Most everyone want to see themselves as good at working, thinking, and being lovable. But, let’s face it. Some just seem born to have a greater ability to do these things. You’ve seen it. The naturally handsome, smart and talented football quarterback. Or the lady who has it all – money, beauty and brains. While the rest of us struggle along with what we scrape together.

How did those lucky people seemingly get it all, and the rest of us are stuck with being just “me?’

Don’t despair with just being you. Although we know the inheritance of money or beauty is definitely a plus, those things don’t go very far in creating peace and happiness. The legacy of something else is so much more valuable. What is that “something else” that beats them all? The emotional climate of your childhood home.
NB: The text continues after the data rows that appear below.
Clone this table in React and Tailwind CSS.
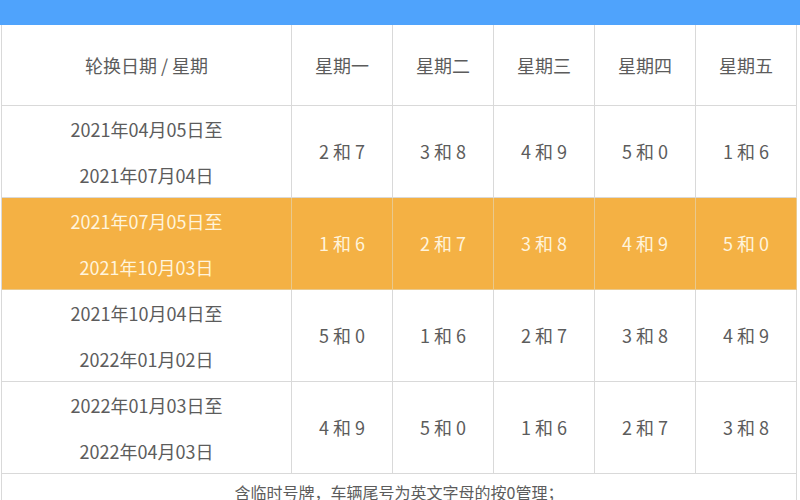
const headers = ['星期一', '星期二', '星期三', '星期四', '星期五']

const rows = [
  { from: '2021年04月05日至', to: '2021年07月04日', nums: ['2 和 7', '3 和 8', '4 和 9', '5 和 0', '1 和 6'] },
  { from: '2021年07月05日至', to: '2021年10月03日', nums: ['1 和 6', '2 和 7', '3 和 8', '4 和 9', '5 和 0'], active: true },
  { from: '2021年10月04日至', to: '2022年01月02日', nums: ['5 和 0', '1 和 6', '2 和 7', '3 和 8', '4 和 9'] },
  { from: '2022年01月03日至', to: '2022年04月03日', nums: ['4 和 9', '5 和 0', '1 和 6', '2 和 7', '3 和 8'] },
]

const font = { fontFamily: '"Noto Sans CJK SC", "Noto Sans", sans-serif' }

export default function App() {
  return (
    <div className="w-[800px] h-[500px] overflow-hidden bg-white" style={font}>
      <div className="h-[25px] bg-[#4fa3fc]" />
      <div className="ml-[1px] w-[796px] border-l border-[#d9d9d9] grid grid-cols-[290px_repeat(5,minmax(0,1fr))] text-[18px] text-[#5c5c5c]">
        <div className="h-[81px] flex items-center justify-center border-r border-b border-[#d9d9d9]">轮换日期 / 星期</div>
        {headers.map((h) => (
          <div key={h} className="h-[81px] flex items-center justify-center border-r border-b border-[#d9d9d9]">{h}</div>
        ))}
        {rows.map((r) => {
          const cell = r.active
            ? 'bg-[#f4b144] text-[#fff4dc] border-[#e9c98d]'
            : 'border-[#d9d9d9]'
          return (
            <div key={r.from} className="contents">
              <div className={`h-[92px] flex flex-col items-center justify-center gap-[18px] leading-[28px] border-r border-b ${cell}`}>
                <span>{r.from}</span>
                <span>{r.to}</span>
              </div>
              {r.nums.map((n, i) => (
                <div key={i} className={`h-[92px] flex items-center justify-center border-r border-b whitespace-pre ${cell}`}>{n}</div>
              ))}
            </div>
          )
        })}
        <div className="col-span-6 h-[40px] border-r border-[#d9d9d9] flex justify-center pt-[6px] text-[16px] leading-[24px]">
          含临时号牌，车辆尾号为英文字母的按0管理；
        </div>
      </div>
    </div>
  )
}
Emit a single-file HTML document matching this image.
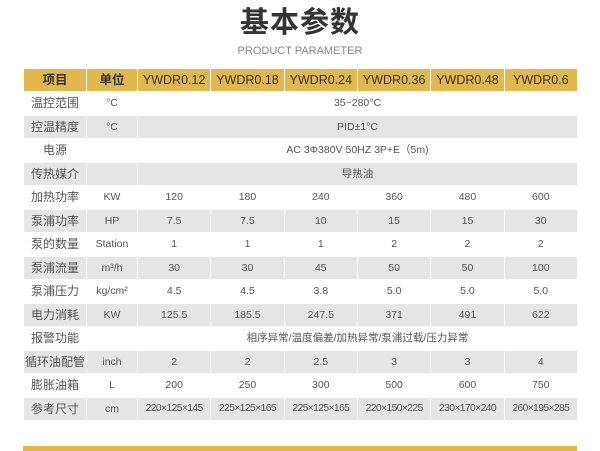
<!DOCTYPE html>
<html><head><meta charset="utf-8"><style>
body{margin:0;width:600px;height:451px;background:#fff;position:relative;overflow:hidden;font-family:"Liberation Sans","Noto Sans CJK SC",sans-serif;color:#555}
.t{position:absolute;top:2px;left:0;width:600px;text-align:center;font-size:29px;line-height:42px;font-weight:bold;color:#333;letter-spacing:1px}
.s{position:absolute;top:44px;left:0;width:600px;text-align:center;font-size:11px;line-height:14px;color:#888}
table{position:absolute;left:23px;top:68px;width:555px;border-collapse:separate;border-spacing:1px;table-layout:fixed}
td{height:22.5px;line-height:14px;padding:0;text-align:center;vertical-align:middle;font-size:10.5px;white-space:nowrap;overflow:hidden}
td:first-child{font-size:12px}
tr.h td{background:#e2b84c;color:#333;font-size:12.5px;height:22px}
tr.h td:nth-child(-n+2){font-weight:bold}
tr.g td{background:#e5e5e5}
td.d{font-size:10.3px;letter-spacing:-0.6px}
.b{position:absolute;left:23px;top:446px;width:554px;height:5px;background:#e2b84c}
</style></head><body>
<div class="t">基本参数</div>
<div class="s">PRODUCT PARAMETER</div>
<table>
<colgroup><col style="width:62px"><col style="width:50px"><col><col><col><col><col><col></colgroup>
<tr class="h"><td>项目</td><td>单位</td><td>YWDR0.12</td><td>YWDR0.18</td><td>YWDR0.24</td><td>YWDR0.36</td><td>YWDR0.48</td><td>YWDR0.6</td></tr>
<tr><td>温控范围</td><td>°C</td><td colspan="6">35~280°C</td></tr>
<tr class="g"><td>控温精度</td><td>°C</td><td colspan="6">PID±1°C</td></tr>
<tr><td>电源</td><td></td><td colspan="6">AC 3Φ380V 50HZ 3P+E（5m)</td></tr>
<tr class="g"><td>传热媒介</td><td></td><td colspan="6">导热油</td></tr>
<tr><td>加热功率</td><td>KW</td><td>120</td><td>180</td><td>240</td><td>360</td><td>480</td><td>600</td></tr>
<tr class="g"><td>泵浦功率</td><td>HP</td><td>7.5</td><td>7.5</td><td>10</td><td>15</td><td>15</td><td>30</td></tr>
<tr><td>泵的数量</td><td>Station</td><td>1</td><td>1</td><td>1</td><td>2</td><td>2</td><td>2</td></tr>
<tr class="g"><td>泵浦流量</td><td>m³/h</td><td>30</td><td>30</td><td>45</td><td>50</td><td>50</td><td>100</td></tr>
<tr><td>泵浦压力</td><td>kg/cm²</td><td>4.5</td><td>4.5</td><td>3.8</td><td>5.0</td><td>5.0</td><td>5.0</td></tr>
<tr class="g"><td>电力消耗</td><td>KW</td><td>125.5</td><td>185.5</td><td>247.5</td><td>371</td><td>491</td><td>622</td></tr>
<tr><td>报警功能</td><td></td><td colspan="6">相序异常/温度偏差/加热异常/泵浦过载/压力异常</td></tr>
<tr class="g"><td>循环油配管</td><td>inch</td><td>2</td><td>2</td><td>2.5</td><td>3</td><td>3</td><td>4</td></tr>
<tr><td>膨胀油箱</td><td>L</td><td>200</td><td>250</td><td>300</td><td>500</td><td>600</td><td>750</td></tr>
<tr class="g"><td>参考尺寸</td><td>cm</td><td class="d">220×125×145</td><td class="d">225×125×165</td><td class="d">225×125×165</td><td class="d">220×150×225</td><td class="d">230×170×240</td><td class="d">260×195×285</td></tr>
</table>
<div class="b"></div>
</body></html>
The stability of childhood unconditional love, security, and forgiveness. Giving you the self-assurance to know you can attempt anything and fail at it, and you’re still okay.

That stability is why having Mom, Dad, and grandparents involved in a child’s life is so invaluable. Without that foundation in a person’s childhood, there is a hole left in the heart that no amount of money or beauty can fill. And that hole negatively influences a person’s confidence in decision-making, finding a mate who understands how to love and be loved, and the ability to live well – or otherwise. For the rest of their life.

Don’t misunderstand, there are many who have worked to successfully overcome this heart-hole. But that is precisely my point. It takes enormous work to overcome. And that is the advantage that some kids have on other kids from the very beginning. The ‘haves’ don’t have to work like the ‘have-nots’ – to just get their head up to even ground.

Talk to someone who had the privilege of being reared in a family where unconditional love, family time, discipline, and open honesty was just part of life. Whether the family lived in wealth or poverty. You will hear an adult who knew that whatever might happen in the coming years, good or bad, there was an immovable mountain of granite at his or her back… the legacy of stability.

So, here is the question. How to change the course of your unfortunate family legacy?

Begin learning what you were never taught.

Put your Creator first – living life the way He designed originally. Get in a good church and spend time with families, rich or poor, who model a healthy emotional climate. Deliberately create the time to emotionally invest in your own child. Love and forgive your mate for any pain of the past, so that you can stay together.

Bottom line. Kids thrive on emotional stability. They become emotionally healthy adults who don’t have to climb out of a hole just to get the chance to succeed at living.